Aim » Omit all images. Write out the rest of the material exactly.

Dataset extract »
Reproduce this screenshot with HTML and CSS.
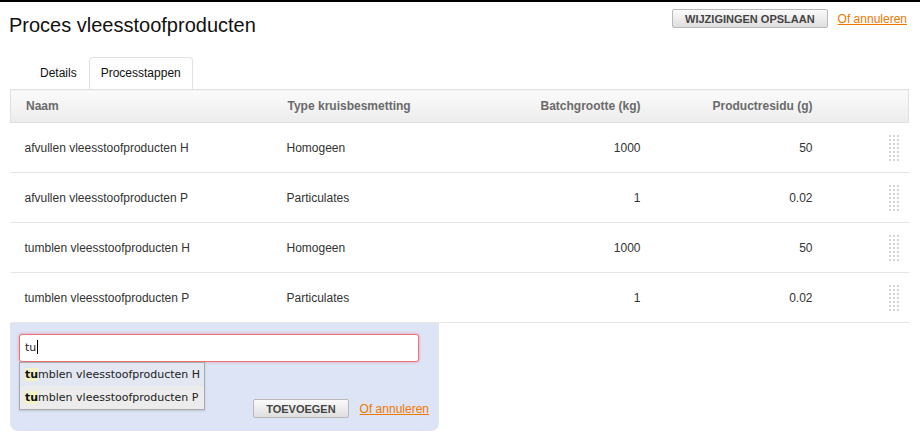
FILE: index.html
```html
<!DOCTYPE html>
<html lang="nl">
<head>
    <meta charset="UTF-8">
    <meta name="viewport" content="width=device-width, initial-scale=1.0">
    <title>Proces vleesstoofproducten</title>
    <link rel="stylesheet" href="styles.css">
</head>
<body>
    <div class="page">
        <!-- Title + save actions -->
        <div class="page-head">
            <h1 class="page-title">Proces vleesstoofproducten</h1>
            <div class="actions">
                <button class="btn" type="button">Wijzigingen opslaan</button>
                <a class="cancel-link" href="#">Of annuleren</a>
            </div>
        </div>

        <!-- Tabs -->
        <ul class="tabs">
            <li class="tab">Details</li>
            <li class="tab active">Processtappen</li>
        </ul>

        <!-- Process steps -->
        <table class="steps">
            <colgroup>
                <col class="col-name">
                <col class="col-type">
                <col class="col-batch">
                <col class="col-residu">
                <col class="col-handle">
            </colgroup>
            <thead>
                <tr>
                    <th>Naam</th>
                    <th>Type kruisbesmetting</th>
                    <th class="num">Batchgrootte (kg)</th>
                    <th class="num">Productresidu (g)</th>
                    <th></th>
                </tr>
            </thead>
            <tbody>
                <tr>
                    <td>afvullen vleesstoofproducten H</td>
                    <td>Homogeen</td>
                    <td class="num">1000</td>
                    <td class="num">50</td>
                    <td class="handle-cell"><span class="drag-handle"></span></td>
                </tr>
                <tr>
                    <td>afvullen vleesstoofproducten P</td>
                    <td>Particulates</td>
                    <td class="num">1</td>
                    <td class="num">0.02</td>
                    <td class="handle-cell"><span class="drag-handle"></span></td>
                </tr>
                <tr>
                    <td>tumblen vleesstoofproducten H</td>
                    <td>Homogeen</td>
                    <td class="num">1000</td>
                    <td class="num">50</td>
                    <td class="handle-cell"><span class="drag-handle"></span></td>
                </tr>
                <tr>
                    <td>tumblen vleesstoofproducten P</td>
                    <td>Particulates</td>
                    <td class="num">1</td>
                    <td class="num">0.02</td>
                    <td class="handle-cell"><span class="drag-handle"></span></td>
                </tr>
            </tbody>
        </table>

        <!-- Add a step -->
        <div class="add-panel">
            <div class="search">
                <div class="search-input">tu<span class="caret"></span></div>
                <ul class="suggestions">
                    <li class="suggestion first"><mark>tu</mark>mblen vleesstoofproducten H</li>
                    <li class="suggestion"><mark>tu</mark>mblen vleesstoofproducten P</li>
                </ul>
            </div>
            <div class="add-actions">
                <button class="btn" type="button">Toevoegen</button>
                <a class="cancel-link" href="#">Of annuleren</a>
            </div>
        </div>
    </div>
</body>
</html>
```

FILE: styles.css
```css
* {
    margin: 0;
    padding: 0;
    box-sizing: border-box;
}

body {
    font-family: "Liberation Sans", Arial, sans-serif;
    font-size: 12px;
    color: #333;
    background: #fff;
    border-top: 2px solid #000;
}

.page {
    padding: 0 12px 0 10px;
}

/* Header */
.page-head {
    display: flex;
    justify-content: space-between;
    align-items: flex-start;
    padding-top: 7px;
}

.page-title {
    font-size: 20px;
    font-weight: normal;
    line-height: 24px;
    color: #111;
    margin: 4px 0 0 -1px;
}

.actions {
    display: flex;
    align-items: center;
    gap: 10px;
    margin-right: 1px;
}

.btn {
    height: 19px;
    padding: 0 12px;
    font-family: "Liberation Sans", Arial, sans-serif;
    font-size: 11px;
    font-weight: bold;
    text-transform: uppercase;
    color: #444;
    background: linear-gradient(#fbfbfb, #dedede);
    border: 1px solid #b9b9b9;
    border-radius: 2px;
    cursor: pointer;
}

.cancel-link {
    font-size: 12px;
    color: #f07800;
    text-decoration: underline;
}

/* Tabs */
.tabs {
    list-style: none;
    display: flex;
    margin: 20px 0 0 18px;
}

.tab {
    height: 32px;
    line-height: 31px;
    padding: 0 11px;
    font-size: 12px;
    color: #111;
    border: 1px solid transparent;
    border-bottom: none;
    border-radius: 4px 4px 0 0;
}

.tab.active {
    background: #fff;
    border-color: #e2e2e2;
}

/* Steps table */
.steps {
    width: 898px;
    border-collapse: collapse;
    table-layout: fixed;
}

.col-name { width: 262px; }
.col-type { width: 200px; }
.col-batch { width: 182px; }
.col-residu { width: 172px; }
.col-handle { width: 82px; }

.steps th {
    height: 33px;
    padding: 0 14px 0 15px;
    text-align: left;
    font-size: 12px;
    font-weight: bold;
    color: #6a6a6a;
    background: linear-gradient(#fbfbfb, #ececec);
    border-top: 1px solid #e0e0e0;
    border-bottom: 1px solid #e0e0e0;
}

.steps th:first-child { border-left: 1px solid #e0e0e0; }
.steps th:last-child { border-right: 1px solid #e0e0e0; }

.steps td {
    height: 50px;
    padding: 0 14px;
    font-size: 12px;
    color: #333;
    border-bottom: 1px solid #e6e6e6;
    vertical-align: middle;
}

.steps .num {
    text-align: right;
    padding-right: 14px;
}

.steps th.num {
    padding-right: 14px;
}

.handle-cell {
    text-align: right;
    padding-right: 10px !important;
}

/* grey dot grid: white rows laid over grey columns */
.drag-handle {
    display: inline-block;
    width: 10px;
    height: 26px;
    vertical-align: middle;
    background:
        repeating-linear-gradient(to bottom, transparent 0 2px, #fff 2px 4px),
        repeating-linear-gradient(to right, #d4d4d4 0 2px, transparent 2px 4px);
}

/* Add panel */
.add-panel {
    width: 429px;
    background: #dce4f5;
    border-radius: 0 0 8px 8px;
    padding: 11px 10px 13px 9px;
}

.search {
    position: relative;
}

.search-input {
    width: 400px;
    height: 28px;
    padding: 0 5px;
    line-height: 26px;
    font-family: "DejaVu Sans", Verdana, sans-serif;
    font-size: 11px;
    color: #222;
    background: #fff;
    border: 1px solid #f07272;
    border-radius: 3px;
    box-shadow: 0 0 3px rgba(240, 80, 80, 0.55);
}

.caret {
    display: inline-block;
    width: 1px;
    height: 14px;
    margin-left: 1px;
    vertical-align: -3px;
    background: #000;
}

.suggestions {
    position: absolute;
    top: 28px;
    left: 0;
    width: 186px;
    list-style: none;
    background: #ececec;
    border: 1px solid #aaa;
    box-shadow: 0 1px 2px rgba(0, 0, 0, 0.15);
    z-index: 2;
}

.suggestion {
    height: 23px;
    line-height: 23px;
    padding: 0 5px;
    font-family: "DejaVu Sans", Verdana, sans-serif;
    font-size: 11px;
    color: #222;
    white-space: nowrap;
}

.suggestion.first {
    background: #e2e7f2;
}

.suggestion mark {
    background: #f2f2c6;
    color: #111;
    font-weight: bold;
}

.add-actions {
    display: flex;
    justify-content: flex-end;
    align-items: center;
    gap: 11px;
    margin-top: 37px;
}
```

The solution »
Reproduce this screenshot with HTML and CSS.
FILE: index.html
```html
<!DOCTYPE html>
<html lang="nl">
<head>
    <meta charset="UTF-8">
    <meta name="viewport" content="width=device-width, initial-scale=1.0">
    <title>Proces vleesstoofproducten</title>
    <link rel="stylesheet" href="styles.css">
</head>
<body>
    <div class="page">
        <!-- Title + save actions -->
        <div class="page-head">
            <h1 class="page-title">Proces vleesstoofproducten</h1>
            <div class="actions">
                <button class="btn" type="button">Wijzigingen opslaan</button>
                <a class="cancel-link" href="#">Of annuleren</a>
            </div>
        </div>

        <!-- Tabs -->
        <ul class="tabs">
            <li class="tab">Details</li>
            <li class="tab active">Processtappen</li>
        </ul>

        <!-- Process steps -->
        <table class="steps">
            <colgroup>
                <col class="col-name">
                <col class="col-type">
                <col class="col-batch">
                <col class="col-residu">
                <col class="col-handle">
            </colgroup>
            <thead>
                <tr>
                    <th>Naam</th>
                    <th>Type kruisbesmetting</th>
                    <th class="num">Batchgrootte (kg)</th>
                    <th class="num">Productresidu (g)</th>
                    <th></th>
                </tr>
            </thead>
            <tbody>
                <tr>
                    <td>afvullen vleesstoofproducten H</td>
                    <td>Homogeen</td>
                    <td class="num">1000</td>
                    <td class="num">50</td>
                    <td class="handle-cell"><span class="drag-handle"></span></td>
                </tr>
                <tr>
                    <td>afvullen vleesstoofproducten P</td>
                    <td>Particulates</td>
                    <td class="num">1</td>
                    <td class="num">0.02</td>
                    <td class="handle-cell"><span class="drag-handle"></span></td>
                </tr>
                <tr>
                    <td>tumblen vleesstoofproducten H</td>
                    <td>Homogeen</td>
                    <td class="num">1000</td>
                    <td class="num">50</td>
                    <td class="handle-cell"><span class="drag-handle"></span></td>
                </tr>
                <tr>
                    <td>tumblen vleesstoofproducten P</td>
                    <td>Particulates</td>
                    <td class="num">1</td>
                    <td class="num">0.02</td>
                    <td class="handle-cell"><span class="drag-handle"></span></td>
                </tr>
            </tbody>
        </table>

        <!-- Add a step -->
        <div class="add-panel">
            <div class="search">
                <div class="search-input">tu<span class="caret"></span></div>
                <ul class="suggestions">
                    <li class="suggestion first"><mark>tu</mark>mblen vleesstoofproducten H</li>
                    <li class="suggestion"><mark>tu</mark>mblen vleesstoofproducten P</li>
                </ul>
            </div>
            <div class="add-actions">
                <button class="btn" type="button">Toevoegen</button>
                <a class="cancel-link" href="#">Of annuleren</a>
            </div>
        </div>
    </div>
</body>
</html>
```

FILE: styles.css
```css
* {
    margin: 0;
    padding: 0;
    box-sizing: border-box;
}

body {
    font-family: "Liberation Sans", Arial, sans-serif;
    font-size: 12px;
    color: #333;
    background: #fff;
    border-top: 2px solid #000;
}

.page {
    padding: 0 12px 0 10px;
}

/* Header */
.page-head {
    display: flex;
    justify-content: space-between;
    align-items: flex-start;
    padding-top: 7px;
}

.page-title {
    font-size: 20px;
    font-weight: normal;
    line-height: 24px;
    color: #111;
    margin: 4px 0 0 -1px;
}

.actions {
    display: flex;
    align-items: center;
    gap: 10px;
    margin-right: 1px;
}

.btn {
    height: 19px;
    padding: 0 12px;
    font-family: "Liberation Sans", Arial, sans-serif;
    font-size: 11px;
    font-weight: bold;
    text-transform: uppercase;
    color: #444;
    background: linear-gradient(#fbfbfb, #dedede);
    border: 1px solid #b9b9b9;
    border-radius: 2px;
    cursor: pointer;
}

.cancel-link {
    font-size: 12px;
    color: #f07800;
    text-decoration: underline;
}

/* Tabs */
.tabs {
    list-style: none;
    display: flex;
    margin: 20px 0 0 18px;
}

.tab {
    height: 32px;
    line-height: 31px;
    padding: 0 11px;
    font-size: 12px;
    color: #111;
    border: 1px solid transparent;
    border-bottom: none;
    border-radius: 4px 4px 0 0;
}

.tab.active {
    background: #fff;
    border-color: #e2e2e2;
}

/* Steps table */
.steps {
    width: 898px;
    border-collapse: collapse;
    table-layout: fixed;
}

.col-name { width: 262px; }
.col-type { width: 200px; }
.col-batch { width: 182px; }
.col-residu { width: 172px; }
.col-handle { width: 82px; }

.steps th {
    height: 33px;
    padding: 0 14px 0 15px;
    text-align: left;
    font-size: 12px;
    font-weight: bold;
    color: #6a6a6a;
    background: linear-gradient(#fbfbfb, #ececec);
    border-top: 1px solid #e0e0e0;
    border-bottom: 1px solid #e0e0e0;
}

.steps th:first-child { border-left: 1px solid #e0e0e0; }
.steps th:last-child { border-right: 1px solid #e0e0e0; }

.steps td {
    height: 50px;
    padding: 0 14px;
    font-size: 12px;
    color: #333;
    border-bottom: 1px solid #e6e6e6;
    vertical-align: middle;
}

.steps .num {
    text-align: right;
    padding-right: 14px;
}

.steps th.num {
    padding-right: 14px;
}

.handle-cell {
    text-align: right;
    padding-right: 10px !important;
}

/* grey dot grid: white rows laid over grey columns */
.drag-handle {
    display: inline-block;
    width: 10px;
    height: 26px;
    vertical-align: middle;
    background:
        repeating-linear-gradient(to bottom, transparent 0 2px, #fff 2px 4px),
        repeating-linear-gradient(to right, #d4d4d4 0 2px, transparent 2px 4px);
}

/* Add panel */
.add-panel {
    width: 429px;
    background: #dce4f5;
    border-radius: 0 0 8px 8px;
    padding: 11px 10px 13px 9px;
}

.search {
    position: relative;
}

.search-input {
    width: 400px;
    height: 28px;
    padding: 0 5px;
    line-height: 26px;
    font-family: "DejaVu Sans", Verdana, sans-serif;
    font-size: 11px;
    color: #222;
    background: #fff;
    border: 1px solid #f07272;
    border-radius: 3px;
    box-shadow: 0 0 3px rgba(240, 80, 80, 0.55);
}

.caret {
    display: inline-block;
    width: 1px;
    height: 14px;
    margin-left: 1px;
    vertical-align: -3px;
    background: #000;
}

.suggestions {
    position: absolute;
    top: 28px;
    left: 0;
    width: 186px;
    list-style: none;
    background: #ececec;
    border: 1px solid #aaa;
    box-shadow: 0 1px 2px rgba(0, 0, 0, 0.15);
    z-index: 2;
}

.suggestion {
    height: 23px;
    line-height: 23px;
    padding: 0 5px;
    font-family: "DejaVu Sans", Verdana, sans-serif;
    font-size: 11px;
    color: #222;
    white-space: nowrap;
}

.suggestion.first {
    background: #e2e7f2;
}

.suggestion mark {
    background: #f2f2c6;
    color: #111;
    font-weight: bold;
}

.add-actions {
    display: flex;
    justify-content: flex-end;
    align-items: center;
    gap: 11px;
    margin-top: 37px;
}
```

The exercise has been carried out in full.